> THE EXERCISE: Below is the data. Give it again, complete and exact.

> DATA BLOCK:
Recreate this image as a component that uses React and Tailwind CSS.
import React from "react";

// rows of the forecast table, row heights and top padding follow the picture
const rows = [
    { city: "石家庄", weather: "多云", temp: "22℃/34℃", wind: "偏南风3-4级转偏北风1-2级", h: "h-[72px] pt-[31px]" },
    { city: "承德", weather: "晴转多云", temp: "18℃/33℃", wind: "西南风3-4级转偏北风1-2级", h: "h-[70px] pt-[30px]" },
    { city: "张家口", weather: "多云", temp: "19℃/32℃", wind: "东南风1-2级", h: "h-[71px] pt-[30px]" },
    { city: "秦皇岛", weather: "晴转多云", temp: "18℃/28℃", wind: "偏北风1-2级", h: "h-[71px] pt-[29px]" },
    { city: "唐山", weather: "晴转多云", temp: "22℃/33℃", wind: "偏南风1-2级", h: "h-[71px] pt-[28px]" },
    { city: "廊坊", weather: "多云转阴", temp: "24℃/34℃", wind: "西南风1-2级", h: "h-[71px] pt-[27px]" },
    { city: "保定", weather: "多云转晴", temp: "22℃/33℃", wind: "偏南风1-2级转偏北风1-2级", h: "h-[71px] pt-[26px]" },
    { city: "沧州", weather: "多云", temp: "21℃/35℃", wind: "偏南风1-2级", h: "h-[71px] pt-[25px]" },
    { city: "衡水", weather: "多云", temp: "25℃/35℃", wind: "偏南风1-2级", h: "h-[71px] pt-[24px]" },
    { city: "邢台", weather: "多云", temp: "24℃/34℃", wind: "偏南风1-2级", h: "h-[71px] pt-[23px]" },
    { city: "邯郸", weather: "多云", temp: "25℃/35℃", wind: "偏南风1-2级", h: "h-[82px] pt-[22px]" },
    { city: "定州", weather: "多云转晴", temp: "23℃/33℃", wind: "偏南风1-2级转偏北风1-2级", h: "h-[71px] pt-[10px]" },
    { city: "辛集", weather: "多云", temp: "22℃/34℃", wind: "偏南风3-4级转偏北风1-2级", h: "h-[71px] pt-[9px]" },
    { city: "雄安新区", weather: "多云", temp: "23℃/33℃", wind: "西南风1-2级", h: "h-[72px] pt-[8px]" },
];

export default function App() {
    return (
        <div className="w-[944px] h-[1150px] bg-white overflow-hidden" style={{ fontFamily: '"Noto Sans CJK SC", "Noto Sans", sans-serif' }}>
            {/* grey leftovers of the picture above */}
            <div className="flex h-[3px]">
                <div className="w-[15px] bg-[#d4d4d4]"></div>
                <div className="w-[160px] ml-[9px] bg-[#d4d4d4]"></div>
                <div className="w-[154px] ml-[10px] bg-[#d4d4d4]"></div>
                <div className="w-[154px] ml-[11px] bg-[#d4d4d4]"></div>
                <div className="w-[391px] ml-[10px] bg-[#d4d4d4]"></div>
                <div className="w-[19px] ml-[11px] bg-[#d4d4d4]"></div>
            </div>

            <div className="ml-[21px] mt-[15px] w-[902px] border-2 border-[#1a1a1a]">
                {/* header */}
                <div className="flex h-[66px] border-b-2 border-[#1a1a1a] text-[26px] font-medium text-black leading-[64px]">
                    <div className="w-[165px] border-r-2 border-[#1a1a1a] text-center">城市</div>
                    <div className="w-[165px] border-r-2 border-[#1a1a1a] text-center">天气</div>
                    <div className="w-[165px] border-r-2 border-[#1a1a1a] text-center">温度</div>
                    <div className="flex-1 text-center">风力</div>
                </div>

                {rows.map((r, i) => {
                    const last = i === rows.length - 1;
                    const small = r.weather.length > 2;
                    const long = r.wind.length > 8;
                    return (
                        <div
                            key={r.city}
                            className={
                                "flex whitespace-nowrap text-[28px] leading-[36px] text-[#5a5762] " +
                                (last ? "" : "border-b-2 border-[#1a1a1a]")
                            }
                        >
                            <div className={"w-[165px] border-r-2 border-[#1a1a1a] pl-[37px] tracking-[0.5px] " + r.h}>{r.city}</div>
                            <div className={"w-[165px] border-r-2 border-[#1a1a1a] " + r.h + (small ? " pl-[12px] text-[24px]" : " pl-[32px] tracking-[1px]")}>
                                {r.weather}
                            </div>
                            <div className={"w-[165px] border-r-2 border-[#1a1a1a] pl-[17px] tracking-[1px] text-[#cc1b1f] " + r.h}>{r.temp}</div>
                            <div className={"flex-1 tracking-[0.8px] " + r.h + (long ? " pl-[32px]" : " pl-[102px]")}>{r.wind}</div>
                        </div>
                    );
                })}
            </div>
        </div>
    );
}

> REPLY TO THE EXERCISE:
Recreate this image as a component that uses React and Tailwind CSS.
import React from "react";

// rows of the forecast table, row heights and top padding follow the picture
const rows = [
    { city: "石家庄", weather: "多云", temp: "22℃/34℃", wind: "偏南风3-4级转偏北风1-2级", h: "h-[72px] pt-[31px]" },
    { city: "承德", weather: "晴转多云", temp: "18℃/33℃", wind: "西南风3-4级转偏北风1-2级", h: "h-[70px] pt-[30px]" },
    { city: "张家口", weather: "多云", temp: "19℃/32℃", wind: "东南风1-2级", h: "h-[71px] pt-[30px]" },
    { city: "秦皇岛", weather: "晴转多云", temp: "18℃/28℃", wind: "偏北风1-2级", h: "h-[71px] pt-[29px]" },
    { city: "唐山", weather: "晴转多云", temp: "22℃/33℃", wind: "偏南风1-2级", h: "h-[71px] pt-[28px]" },
    { city: "廊坊", weather: "多云转阴", temp: "24℃/34℃", wind: "西南风1-2级", h: "h-[71px] pt-[27px]" },
    { city: "保定", weather: "多云转晴", temp: "22℃/33℃", wind: "偏南风1-2级转偏北风1-2级", h: "h-[71px] pt-[26px]" },
    { city: "沧州", weather: "多云", temp: "21℃/35℃", wind: "偏南风1-2级", h: "h-[71px] pt-[25px]" },
    { city: "衡水", weather: "多云", temp: "25℃/35℃", wind: "偏南风1-2级", h: "h-[71px] pt-[24px]" },
    { city: "邢台", weather: "多云", temp: "24℃/34℃", wind: "偏南风1-2级", h: "h-[71px] pt-[23px]" },
    { city: "邯郸", weather: "多云", temp: "25℃/35℃", wind: "偏南风1-2级", h: "h-[82px] pt-[22px]" },
    { city: "定州", weather: "多云转晴", temp: "23℃/33℃", wind: "偏南风1-2级转偏北风1-2级", h: "h-[71px] pt-[10px]" },
    { city: "辛集", weather: "多云", temp: "22℃/34℃", wind: "偏南风3-4级转偏北风1-2级", h: "h-[71px] pt-[9px]" },
    { city: "雄安新区", weather: "多云", temp: "23℃/33℃", wind: "西南风1-2级", h: "h-[72px] pt-[8px]" },
];

export default function App() {
    return (
        <div className="w-[944px] h-[1150px] bg-white overflow-hidden" style={{ fontFamily: '"Noto Sans CJK SC", "Noto Sans", sans-serif' }}>
            {/* grey leftovers of the picture above */}
            <div className="flex h-[3px]">
                <div className="w-[15px] bg-[#d4d4d4]"></div>
                <div className="w-[160px] ml-[9px] bg-[#d4d4d4]"></div>
                <div className="w-[154px] ml-[10px] bg-[#d4d4d4]"></div>
                <div className="w-[154px] ml-[11px] bg-[#d4d4d4]"></div>
                <div className="w-[391px] ml-[10px] bg-[#d4d4d4]"></div>
                <div className="w-[19px] ml-[11px] bg-[#d4d4d4]"></div>
            </div>

            <div className="ml-[21px] mt-[15px] w-[902px] border-2 border-[#1a1a1a]">
                {/* header */}
                <div className="flex h-[66px] border-b-2 border-[#1a1a1a] text-[26px] font-medium text-black leading-[64px]">
                    <div className="w-[165px] border-r-2 border-[#1a1a1a] text-center">城市</div>
                    <div className="w-[165px] border-r-2 border-[#1a1a1a] text-center">天气</div>
                    <div className="w-[165px] border-r-2 border-[#1a1a1a] text-center">温度</div>
                    <div className="flex-1 text-center">风力</div>
                </div>

                {rows.map((r, i) => {
                    const last = i === rows.length - 1;
                    const small = r.weather.length > 2;
                    const long = r.wind.length > 8;
                    return (
                        <div
                            key={r.city}
                            className={
                                "flex whitespace-nowrap text-[28px] leading-[36px] text-[#5a5762] " +
                                (last ? "" : "border-b-2 border-[#1a1a1a]")
                            }
                        >
                            <div className={"w-[165px] border-r-2 border-[#1a1a1a] pl-[37px] tracking-[0.5px] " + r.h}>{r.city}</div>
                            <div className={"w-[165px] border-r-2 border-[#1a1a1a] " + r.h + (small ? " pl-[12px] text-[24px]" : " pl-[32px] tracking-[1px]")}>
                                {r.weather}
                            </div>
                            <div className={"w-[165px] border-r-2 border-[#1a1a1a] pl-[17px] tracking-[1px] text-[#cc1b1f] " + r.h}>{r.temp}</div>
                            <div className={"flex-1 tracking-[0.8px] " + r.h + (long ? " pl-[32px]" : " pl-[102px]")}>{r.wind}</div>
                        </div>
                    );
                })}
            </div>
        </div>
    );
}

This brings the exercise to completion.